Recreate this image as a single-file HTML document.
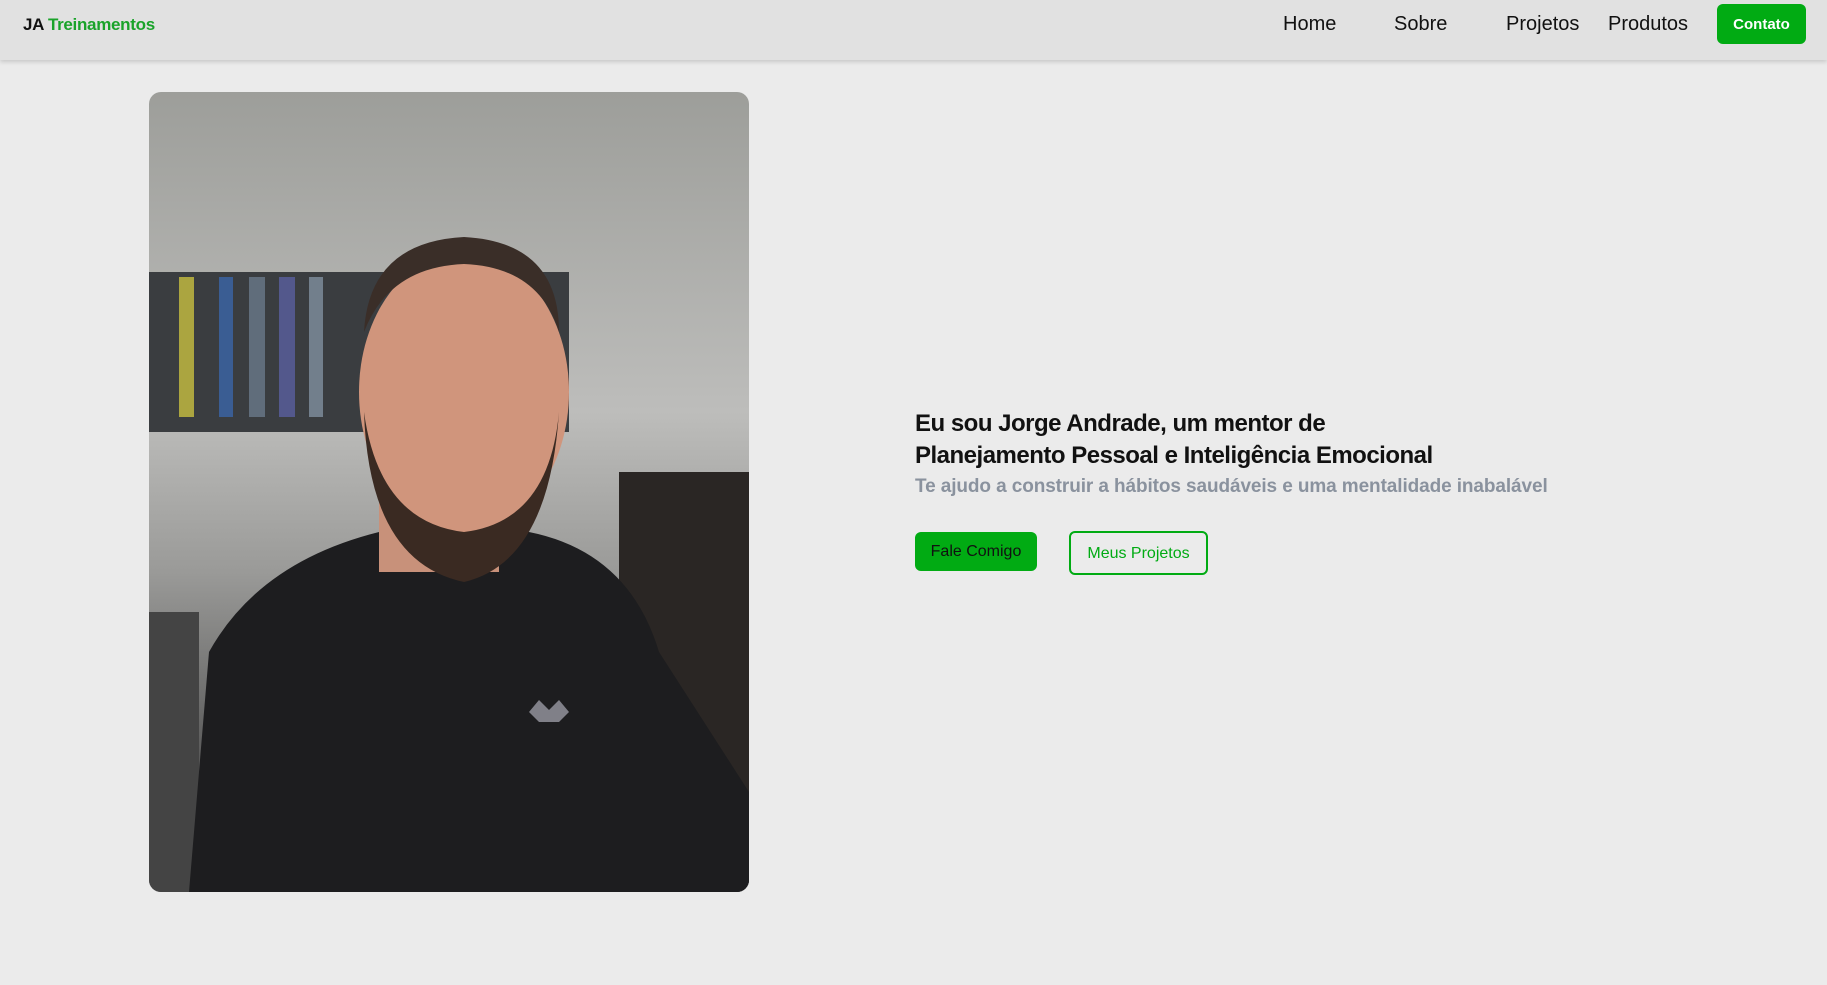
<!DOCTYPE html>
<html><head><meta charset="utf-8"><style>
*{margin:0;padding:0;box-sizing:border-box}
body{width:1827px;height:985px;background:#ebebeb;font-family:"Liberation Sans",sans-serif;position:relative;overflow:hidden}
.nav{position:absolute;left:0;top:0;width:1827px;height:60px;background:#e1e1e1;box-shadow:0 2px 4px rgba(0,0,0,.15)}
.logo{position:absolute;left:23px;top:15px;font-size:17px;color:#111;font-weight:bold;letter-spacing:-0.3px}
.logo span{color:#1aa32a}
.nl{position:absolute;top:13px;font-size:20px;color:#111}
.contato{position:absolute;left:1717px;top:4px;width:89px;height:40px;background:#01ab13;border-radius:6px;color:#fff;font-weight:bold;font-size:15px;text-align:center;line-height:42px}
.photo{position:absolute;left:149px;top:92px;width:600px;height:800px;border-radius:12px;overflow:hidden;background:linear-gradient(#9d9e9a,#bdbdbb 40%,#9a9a98 60%,#555 85%)}
h1{position:absolute;left:915px;top:408px;font-size:24px;line-height:32px;font-weight:bold;color:#111;letter-spacing:-0.5px}
.sub{position:absolute;left:915px;top:476px;font-size:19px;font-weight:bold;color:#8a929e;letter-spacing:-0.1px}
.b1{position:absolute;left:915px;top:532px;width:122px;height:39px;background:#01ab13;border-radius:6px;font-size:16px;color:#111;text-align:center;line-height:40px}
.b2{position:absolute;left:1069px;top:531px;width:139px;height:44px;border:2px solid #01ab13;border-radius:6px;font-size:16px;color:#01ab13;text-align:center;line-height:42px}
</style></head><body>
<div class="nav">
<div class="logo">JA <span>Treinamentos</span></div>
<div class="nl" style="left:1283px">Home</div>
<div class="nl" style="left:1394px">Sobre</div>
<div class="nl" style="left:1506px">Projetos</div>
<div class="nl" style="left:1608px">Produtos</div>
<div class="contato">Contato</div>
</div>
<div class="photo">
<svg width="600" height="800" viewBox="0 0 600 800">
<rect x="0" y="180" width="420" height="160" fill="#3a3d40"/>
<g opacity=".8"><rect x="30" y="185" width="15" height="140" fill="#c8c040"/><rect x="70" y="185" width="14" height="140" fill="#3a66a8"/><rect x="100" y="185" width="16" height="140" fill="#6a7a8a"/><rect x="130" y="185" width="16" height="140" fill="#5a5fa0"/><rect x="160" y="185" width="14" height="140" fill="#8090a0"/></g>
<rect x="470" y="380" width="130" height="420" fill="#2a2624"/>
<rect x="0" y="520" width="50" height="280" fill="#444"/>
<path d="M40 800 L60 560 Q110 470 230 440 L380 440 Q480 460 510 560 L600 700 L600 800 Z" fill="#1d1d1f"/>
<rect x="230" y="380" width="120" height="100" fill="#c8917a"/>
<ellipse cx="315" cy="300" rx="105" ry="140" fill="#d0957c"/>
<path d="M215 320 Q220 470 315 490 Q400 470 410 320 Q400 430 315 440 Q230 430 215 320Z" fill="#3a2a22"/>
<path d="M215 240 Q220 150 315 145 Q410 150 410 240 Q390 175 315 172 Q240 175 215 240Z" fill="#3a2e28"/>
<path d="M380 620 l10 -12 l10 10 l10 -10 l10 12 l-10 10 l-20 0 z" fill="#808088"/>
</svg>
</div>
<h1>Eu sou Jorge Andrade, um mentor de<br>Planejamento Pessoal e Inteligência Emocional</h1>
<div class="sub">Te ajudo a construir a hábitos saudáveis e uma mentalidade inabalável</div>
<div class="b1">Fale Comigo</div>
<div class="b2">Meus Projetos</div>
</body></html>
########################################
> [Goal] Images in the data above are to be skipped. Retype all other material exactly.

> [Response to the task]
Recreate this image as a single-file HTML document.
<!DOCTYPE html>
<html><head><meta charset="utf-8"><style>
*{margin:0;padding:0;box-sizing:border-box}
body{width:1827px;height:985px;background:#ebebeb;font-family:"Liberation Sans",sans-serif;position:relative;overflow:hidden}
.nav{position:absolute;left:0;top:0;width:1827px;height:60px;background:#e1e1e1;box-shadow:0 2px 4px rgba(0,0,0,.15)}
.logo{position:absolute;left:23px;top:15px;font-size:17px;color:#111;font-weight:bold;letter-spacing:-0.3px}
.logo span{color:#1aa32a}
.nl{position:absolute;top:13px;font-size:20px;color:#111}
.contato{position:absolute;left:1717px;top:4px;width:89px;height:40px;background:#01ab13;border-radius:6px;color:#fff;font-weight:bold;font-size:15px;text-align:center;line-height:42px}
.photo{position:absolute;left:149px;top:92px;width:600px;height:800px;border-radius:12px;overflow:hidden;background:linear-gradient(#9d9e9a,#bdbdbb 40%,#9a9a98 60%,#555 85%)}
h1{position:absolute;left:915px;top:408px;font-size:24px;line-height:32px;font-weight:bold;color:#111;letter-spacing:-0.5px}
.sub{position:absolute;left:915px;top:476px;font-size:19px;font-weight:bold;color:#8a929e;letter-spacing:-0.1px}
.b1{position:absolute;left:915px;top:532px;width:122px;height:39px;background:#01ab13;border-radius:6px;font-size:16px;color:#111;text-align:center;line-height:40px}
.b2{position:absolute;left:1069px;top:531px;width:139px;height:44px;border:2px solid #01ab13;border-radius:6px;font-size:16px;color:#01ab13;text-align:center;line-height:42px}
</style></head><body>
<div class="nav">
<div class="logo">JA <span>Treinamentos</span></div>
<div class="nl" style="left:1283px">Home</div>
<div class="nl" style="left:1394px">Sobre</div>
<div class="nl" style="left:1506px">Projetos</div>
<div class="nl" style="left:1608px">Produtos</div>
<div class="contato">Contato</div>
</div>
<div class="photo">
<svg width="600" height="800" viewBox="0 0 600 800">
<rect x="0" y="180" width="420" height="160" fill="#3a3d40"/>
<g opacity=".8"><rect x="30" y="185" width="15" height="140" fill="#c8c040"/><rect x="70" y="185" width="14" height="140" fill="#3a66a8"/><rect x="100" y="185" width="16" height="140" fill="#6a7a8a"/><rect x="130" y="185" width="16" height="140" fill="#5a5fa0"/><rect x="160" y="185" width="14" height="140" fill="#8090a0"/></g>
<rect x="470" y="380" width="130" height="420" fill="#2a2624"/>
<rect x="0" y="520" width="50" height="280" fill="#444"/>
<path d="M40 800 L60 560 Q110 470 230 440 L380 440 Q480 460 510 560 L600 700 L600 800 Z" fill="#1d1d1f"/>
<rect x="230" y="380" width="120" height="100" fill="#c8917a"/>
<ellipse cx="315" cy="300" rx="105" ry="140" fill="#d0957c"/>
<path d="M215 320 Q220 470 315 490 Q400 470 410 320 Q400 430 315 440 Q230 430 215 320Z" fill="#3a2a22"/>
<path d="M215 240 Q220 150 315 145 Q410 150 410 240 Q390 175 315 172 Q240 175 215 240Z" fill="#3a2e28"/>
<path d="M380 620 l10 -12 l10 10 l10 -10 l10 12 l-10 10 l-20 0 z" fill="#808088"/>
</svg>
</div>
<h1>Eu sou Jorge Andrade, um mentor de<br>Planejamento Pessoal e Inteligência Emocional</h1>
<div class="sub">Te ajudo a construir a hábitos saudáveis e uma mentalidade inabalável</div>
<div class="b1">Fale Comigo</div>
<div class="b2">Meus Projetos</div>
</body></html>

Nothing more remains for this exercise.